California Utilities Overseers Back Greenhouse Gas Cap-and-Trade
California's top utility regulator has endorsed a cap-and-trade program to reduce greenhouse gas emissions from electrical generation but he's advising a go-slower approach when it comes to natural gas providers. California Public Utilities Commission President Michael R. Peevey in a joint proposal with the California Energy Commission on Feb. 8 also recommended that some portion of the emission allowances be auctioned -- and that a part of the proceeds be used to benefit the state's ratepayers. The 126-page document recommended that a cap-and-trade system work in conjunction with "direct mandatory/regulatory requirements."
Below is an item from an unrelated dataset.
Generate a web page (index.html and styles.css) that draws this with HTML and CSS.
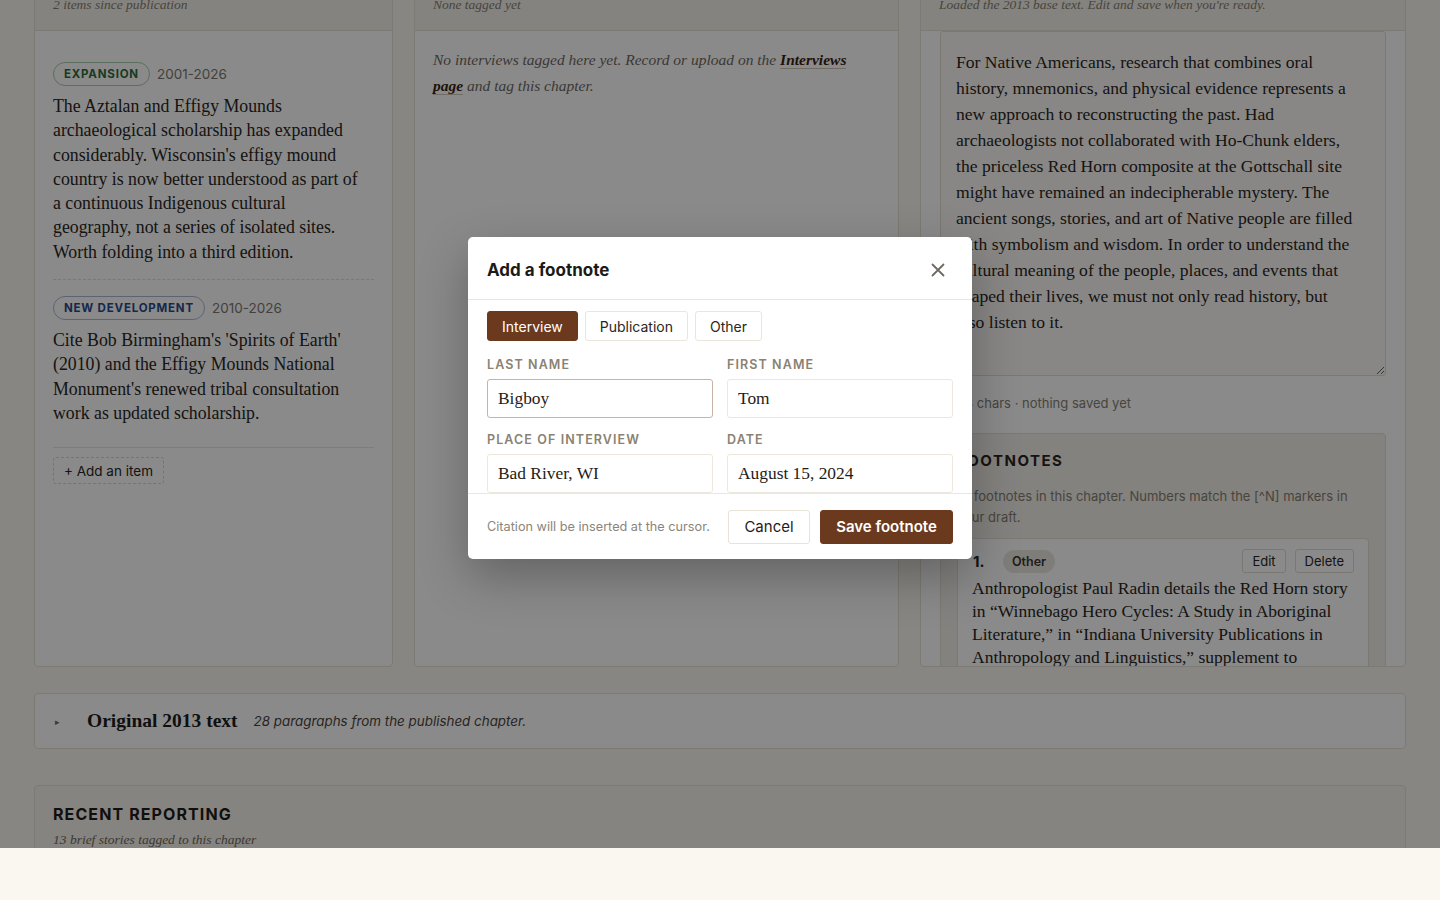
FILE: index.html
```
<!DOCTYPE html>
<html lang="en">
<head>
<meta charset="utf-8">
<title>Chapter editor</title>
<link rel="stylesheet" href="styles.css">
</head>
<body>
<div class="viewport">
  <div class="page">
    <div class="columns">
      <section class="panel">
        <header class="panel-head">
          <h2 class="panel-title">Updated scholarship</h2>
          <p class="panel-sub">2 items since publication</p>
        </header>
        <div class="panel-body">
          <article class="item">
            <div class="item-meta"><span class="badge badge-green">Expansion</span><span class="years">2001-2026</span></div>
            <p class="item-text">The Aztalan and Effigy Mounds archaeological scholarship has expanded considerably. Wisconsin's effigy mound country is now better understood as part of a continuous Indigenous cultural geography, not a series of isolated sites. Worth folding into a third edition.</p>
          </article>
          <article class="item item-last">
            <div class="item-meta"><span class="badge badge-blue">New development</span><span class="years">2010-2026</span></div>
            <p class="item-text">Cite Bob Birmingham's 'Spirits of Earth' (2010) and the Effigy Mounds National Monument's renewed tribal consultation work as updated scholarship.</p>
          </article>
          <div class="add-row"><button class="add-btn" type="button">+ Add an item</button></div>
        </div>
      </section>

      <section class="panel">
        <header class="panel-head">
          <h2 class="panel-title">Interviews</h2>
          <p class="panel-sub">None tagged yet</p>
        </header>
        <div class="panel-body">
          <p class="empty">No interviews tagged here yet. Record or upload on the <a class="link" href="#">Interviews page</a> and tag this chapter.</p>
        </div>
      </section>

      <section class="panel">
        <header class="panel-head">
          <h2 class="panel-title">Your draft</h2>
          <p class="panel-sub">Loaded the 2013 base text. Edit and save when you're ready.</p>
        </header>
        <div class="panel-body panel-body-draft">
          <textarea class="draft" spellcheck="false">For Native Americans, research that combines oral history, mnemonics, and physical evidence represents a new approach to reconstructing the past. Had archaeologists not collaborated with Ho-Chunk elders, the priceless Red Horn composite at the Gottschall site might have remained an indecipherable mystery. The ancient songs, stories, and art of Native people are filled with symbolism and wisdom. In order to understand the cultural meaning of the people, places, and events that shaped their lives, we must not only read history, but also listen to it.</textarea>
          <p class="draft-meta">2,418 chars · nothing saved yet</p>
          <div class="footnotes">
            <h3 class="fn-title">Footnotes</h3>
            <p class="fn-sub">12 footnotes in this chapter. Numbers match the [^N] markers in your draft.</p>
            <div class="fn-card">
              <div class="fn-head">
                <span class="fn-num">1.</span>
                <span class="fn-type">Other</span>
                <span class="fn-actions"><button class="small-btn" type="button">Edit</button><button class="small-btn" type="button">Delete</button></span>
              </div>
              <p class="fn-text">Anthropologist Paul Radin details the Red Horn story in “Winnebago Hero Cycles: A Study in Aboriginal Literature,” in “Indiana University Publications in Anthropology and Linguistics,” supplement to International Journal of American Linguistics 14 (April 1948).</p>
            </div>
          </div>
        </div>
      </section>
    </div>

    <div class="original">
      <span class="caret">▸</span>
      <span class="original-title">Original 2013 text</span>
      <span class="original-sub">28 paragraphs from the published chapter.</span>
    </div>

    <section class="recent">
      <h2 class="recent-title">Recent reporting</h2>
      <p class="recent-sub">13 brief stories tagged to this chapter</p>
    </section>
  </div>

  <div class="overlay">
    <div class="modal" role="dialog" aria-label="Add a footnote">
      <div class="modal-head">
        <h2 class="modal-title">Add a footnote</h2>
        <button class="close" type="button" aria-label="Close">
          <svg width="14" height="14" viewBox="0 0 14 14"><path d="M1.5 1.5 L12.5 12.5 M12.5 1.5 L1.5 12.5" stroke="#6e6a62" stroke-width="1.8" stroke-linecap="round" fill="none"/></svg>
        </button>
      </div>
      <div class="modal-body">
        <div class="tabs">
          <button class="tab tab-active" type="button">Interview</button>
          <button class="tab" type="button">Publication</button>
          <button class="tab" type="button">Other</button>
        </div>
        <div class="fields">
          <label class="field"><span class="label">Last name</span><input class="input input-focus" value="Bigboy"></label>
          <label class="field"><span class="label">First name</span><input class="input" value="Tom"></label>
          <label class="field"><span class="label">Place of interview</span><input class="input" value="Bad River, WI"></label>
          <label class="field"><span class="label">Date</span><input class="input" value="August 15, 2024"></label>
          <label class="field field-wide"><span class="label">Notes</span><input class="input" value=""></label>
        </div>
      </div>
      <div class="modal-foot">
        <span class="foot-note">Citation will be inserted at the cursor.</span>
        <span class="foot-actions">
          <button class="btn btn-ghost" type="button">Cancel</button>
          <button class="btn btn-primary" type="button">Save footnote</button>
        </span>
      </div>
    </div>
  </div>
</div>
</body>
</html>
```

FILE: styles.css
```
* { box-sizing: border-box; }

html, body {
  margin: 0;
  padding: 0;
  background: #faf7f0;
  color: #2a2622;
  font-family: Inter, "Noto Sans", sans-serif;
}

.viewport {
  position: relative;
  height: 848px;
  overflow: hidden;
}

.page {
  margin-top: -40px;
  padding: 0 34px;
}

.columns {
  display: grid;
  grid-template-columns: 359fr 485fr 486fr;
  gap: 21px;
}

.panel {
  height: 707px;
  overflow: hidden;
  background: #ffffff;
  border: 1px solid #e7e1d5;
  border-radius: 4px;
  display: flex;
  flex-direction: column;
}

.panel-head {
  height: 70px;
  flex: none;
  background: #f6f2ea;
  border-bottom: 1px solid #e7e1d5;
  padding: 0 18px 16px;
  display: flex;
  flex-direction: column;
  justify-content: flex-end;
}

.panel-title {
  margin: 0 0 4px;
  font-size: 15px;
  font-weight: 700;
  letter-spacing: 1px;
  text-transform: uppercase;
  line-height: 20px;
}

.panel-sub {
  margin: 0;
  font-family: "Liberation Serif", serif;
  font-style: italic;
  font-size: 13.5px;
  line-height: 18px;
  color: #857f74;
  white-space: nowrap;
}

.panel-body {
  padding: 15px 18px 18px;
}

.item {
  padding: 16px 0 15px;
  border-bottom: 1px dashed #e3ddd1;
}

.item-last {
  border-bottom: none;
}

.item-meta {
  display: flex;
  align-items: center;
  gap: 7px;
  margin-bottom: 8px;
}

.badge {
  display: inline-flex;
  align-items: center;
  height: 24px;
  padding: 0 10px;
  border-radius: 12px;
  font-size: 11.5px;
  font-weight: 700;
  letter-spacing: 0.8px;
  text-transform: uppercase;
}

.badge-green {
  color: #2e6e3c;
  border: 1px solid #a9c9ae;
}

.badge-blue {
  color: #2a4a8e;
  border: 1px solid #a8b8d8;
}

.years {
  font-size: 13.5px;
  color: #7d786e;
}

.item-text {
  margin: 0;
  max-width: 312px;
  font-family: "Liberation Serif", serif;
  font-size: 17.8px;
  line-height: 24.3px;
  color: #2a2622;
}

.add-row {
  margin-top: 7px;
  border-top: 1px solid #ece7dd;
  padding-top: 9px;
}

.add-btn {
  height: 27px;
  padding: 0 10px;
  background: #ffffff;
  border: 1px dashed #dcd6ca;
  border-radius: 3px;
  font-family: Inter, sans-serif;
  font-size: 13.5px;
  color: #2a2622;
}

.empty {
  margin: 1px 0 0;
  font-family: "Liberation Serif", serif;
  font-style: italic;
  font-size: 15.5px;
  line-height: 26px;
  color: #6f695f;
}

.link {
  color: #3b1f10;
  font-weight: 700;
  text-decoration: none;
  border-bottom: 1px solid #cfc6b8;
}

.panel-body-draft {
  padding: 0 19px 18px;
}

.draft {
  display: block;
  width: 100%;
  height: 345px;
  margin: 0;
  padding: 17px 29px 17px 15px;
  resize: vertical;
  background: #fcfaf6;
  border: 1px solid #e3ddd1;
  border-radius: 3px;
  font-family: "Liberation Serif", serif;
  font-size: 17.6px;
  line-height: 26px;
  color: #2a2622;
  overflow: hidden;
}

.draft-meta {
  margin: 18px 0 21px;
  font-size: 13px;
  line-height: 18px;
  color: #857f74;
}

.footnotes {
  background: #f3f0ea;
  border: 1px solid #e6e0d3;
  border-radius: 4px;
  padding: 17px 16px 20px;
}

.fn-title {
  margin: 0;
  font-size: 15px;
  font-weight: 700;
  letter-spacing: 1.5px;
  text-transform: uppercase;
  line-height: 20px;
}

.fn-sub {
  margin: 15px 0 10px;
  font-size: 13px;
  line-height: 21px;
  color: #857f74;
}

.fn-card {
  background: #ffffff;
  border: 1px solid #e6e0d3;
  border-radius: 4px;
  padding: 10px 14px 14px;
}

.fn-head {
  display: flex;
  align-items: center;
  height: 24px;
}

.fn-num {
  font-size: 15px;
  font-weight: 700;
  width: 31px;
  padding-left: 1px;
}

.fn-type {
  display: inline-flex;
  align-items: center;
  height: 23px;
  padding: 0 9px;
  border-radius: 12px;
  background: #ebe8e2;
  font-size: 12.5px;
  font-weight: 600;
  color: #3a3630;
}

.fn-actions {
  margin-left: auto;
  display: flex;
  gap: 9px;
}

.small-btn {
  height: 24px;
  padding: 0 9px;
  background: #ffffff;
  border: 1px solid #e3ddd1;
  border-radius: 3px;
  font-family: Inter, sans-serif;
  font-size: 13px;
  color: #2a2622;
}

.fn-text {
  margin: 4px 0 0;
  font-family: "Liberation Serif", serif;
  font-size: 17.5px;
  line-height: 23px;
  color: #2a2622;
}

.original {
  margin-top: 26px;
  height: 56px;
  background: #ffffff;
  border: 1px solid #e7e1d5;
  border-radius: 4px;
  display: flex;
  align-items: center;
  padding: 0 20px;
}

.caret {
  font-size: 9px;
  color: #6f695f;
  width: 32px;
}

.original-title {
  font-family: "Liberation Serif", serif;
  font-size: 19.5px;
  font-weight: 700;
  color: #1f1c19;
  margin-right: 16px;
}

.original-sub {
  font-size: 13.4px;
  font-style: italic;
  color: #4a453e;
}

.recent {
  margin-top: 36px;
  background: #f8f4ec;
  border: 1px solid #e7e1d5;
  border-radius: 4px;
  padding: 18px 18px 30px;
  height: 200px;
}

.recent-title {
  margin: 0;
  font-size: 16px;
  font-weight: 700;
  letter-spacing: 1.1px;
  text-transform: uppercase;
  line-height: 20px;
  color: #1f1c19;
}

.recent-sub {
  margin: 7px 0 0;
  font-family: "Liberation Serif", serif;
  font-style: italic;
  font-size: 13.5px;
  line-height: 18px;
  color: #6f695f;
}

/* overlay + modal */
.overlay {
  position: absolute;
  inset: 0;
  background: rgba(0, 0, 0, 0.46);
  display: flex;
  justify-content: center;
  align-items: flex-start;
  padding-top: 237px;
}

.modal {
  width: 504px;
  background: #ffffff;
  border-radius: 5px;
  box-shadow: 0 18px 48px rgba(0, 0, 0, 0.28);
  overflow: hidden;
}

.modal-head {
  height: 63px;
  border-bottom: 1px solid #ece7dd;
  display: flex;
  align-items: center;
  justify-content: space-between;
  padding: 3px 19px 0;
}

.modal-title {
  margin: 0;
  font-size: 17px;
  font-weight: 700;
  color: #1c1a17;
}

.close {
  border: none;
  background: none;
  padding: 0;
  margin-right: 8px;
  width: 14px;
  height: 14px;
  display: flex;
}

.modal-body {
  height: 193px;
  overflow: hidden;
  padding: 11px 19px;
}

.tabs {
  display: flex;
  gap: 7px;
}

.tab {
  height: 30px;
  padding: 0 14px;
  background: #ffffff;
  border: 1px solid #ebe6dc;
  border-radius: 3px;
  font-family: Inter, sans-serif;
  font-size: 14px;
  color: #2a2622;
}

.tab-active {
  background: #6b3a1e;
  border-color: #6b3a1e;
  color: #ffffff;
}

.fields {
  display: grid;
  grid-template-columns: 1fr 1fr;
  column-gap: 14px;
  row-gap: 14px;
  margin-top: 16px;
}

.field {
  display: flex;
  flex-direction: column;
  gap: 6px;
}

.field-wide {
  grid-column: 1 / -1;
}

.label {
  font-size: 12.5px;
  font-weight: 600;
  letter-spacing: 1.1px;
  text-transform: uppercase;
  line-height: 16px;
  color: #8a8272;
}

.input {
  height: 39px;
  width: 100%;
  padding: 0 10px;
  border: 1px solid #ede8de;
  border-radius: 3px;
  background: #ffffff;
  font-family: "Liberation Serif", serif;
  font-size: 17.4px;
  color: #1f1c19;
  outline: none;
}

.input-focus {
  border-color: #c9b3a6;
}

.modal-foot {
  height: 66px;
  border-top: 1px solid #ece7dd;
  display: flex;
  align-items: center;
  justify-content: space-between;
  padding: 0 19px;
}

.foot-note {
  font-size: 12.7px;
  color: #8a857b;
}

.foot-actions {
  display: flex;
  gap: 10px;
}

.btn {
  height: 34px;
  border-radius: 3px;
  font-family: Inter, sans-serif;
  font-size: 15px;
}

.btn-ghost {
  width: 82px;
  background: #ffffff;
  border: 1px solid #e8e3d8;
  color: #1f1c19;
}

.btn-primary {
  width: 133px;
  background: #6b3a1e;
  border: 1px solid #6b3a1e;
  color: #ffffff;
  font-weight: 600;
}
```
Peevey (pictured above) also weighed in on an issue that has caused no little debate among insiders watching the proceedings when he recommended that the state designate "deliverers of electricity to the California grid" as the entities responsible for meeting the requirements of California's groundbreaking AB 32.
The document is in the form of a proposed decision to be presented for consideration by the full five-member CPUC. If adopted by the panel, the paper would then constitute a recommendation to the California Air Resources Board, which is the key body in charge of implementing AB 32, the law that mandates big reductions in California climate-change emissions by 2020 and which officials hope to have up and running by 2012.
Peevey wrote:
We favor inclusion of the electricity sector in a cap-and-trade program for
a number of policy reasons. While we fundamentally favor a certain minimum
level of mandatory reductions from existing programs as described above, a
cap-and-trade system in combination with these mandatory reductions should
be able to produce the GHG emissions reductions required by AB 32 at a lower
cost than reliance on additional mandatory reductions. This is because emissions
trading maximizes flexibility in achieving emissions targets by allowing
obligated entities to rely on the least-cost options across the entire economy.
Significantly, Peevey wrote that any cap-and-trade program must include a component to include electricity imported from other states. While California gets about 20 percent of its juice from neighboring states, those imports represent more than half of the greenhouse gas emissions from the sector, he noted.
It was partly along those lines that he recommended that electricity deliverers to the grid bear the burden of complying with AB 32. Other options would have placed the responsibility on retail providers; in-state generators, with no inclusion of imports in the cap-and-trade system; and in-state generators, with retail providers as the point of regulation for imports. All the choices were evaluated against a set of criteria including "environmental integrity," accuracy and ease of reporting, compatibility with ongoing reforms in energy markets and legal issues.
The so-called deliverer option worked best, Peevey wrote:
After evaluating the point of regulation options against these key criteria,
we find that the deliverer option best meets the criteria. Each of the other
options has serious shortcomings regarding one or more of our priorities. The
deliverer system provides for the environmental integrity of the system by
covering imported power as well as in-state generation. It also shares a number
of common characteristics with a pure generation-based point of regulation
making it likely to be compatible with the eventual design of a cap-and-trade
system that is broader in geographic scope (regional and/or national). The
deliverer point of regulation also improves the ability to report and track
emissions in the sector and minimizes the impact of AB 32 GHG regulations on
California’s wholesale electricity markets. Finally, the deliverer method can be supported on legal grounds.
Despite advocating the inclusion of a market-based approach in efforts to control climate-changing emissions from the electricity sector, Peevey shied away from backing an immediate move along those lines for natural gas. He cited "key differences between the electricity and natural gas sectors" for his recommendation to leave gas out of the equation for now. Those included, he wrote, "significantly fewer options" for reducing greenhouse emissions in the natural gas sector and the "very limited availability of low-carbon alternatives" to gas. However, he added that as California gains experience with a cap-and-trade system and other developments occur, "it may become appropriate" to add the natural gas sector to such a system.
Peevey cited support for a cap-and-trade approach from a wide range of interests, not all of whom usually see eye-to-eye, including environmental groups, utilities, power suppliers and others.
There isn't unanimity among all of the parties, however, as reflected in written comments filed with the CPUC. Environmentalists, including The Natural Resources Defense Council, filed comments urging officials to "move forward in designing a [greenhouse gas] cap and trade program for electricity. Those same organizations also advocated that California go ahead with "a cap and trade system that includes natural gas, even if regional and federal programs have not yet emerged." Meanwhile, El Paso Corporation, a large natural gas supplier, submitted arguments urging a wait-and-see approach to imposing a gas cap and trade system. The Utility Reform Network, a vocal California ratepayer group, asked that any cap and trade system adopted for 2012 exclude electrical generation, arguing that the state would be better off "promoting existing policies that result in real GHG reductions" and taking other steps, such as developing a regional tracking system for the emissions.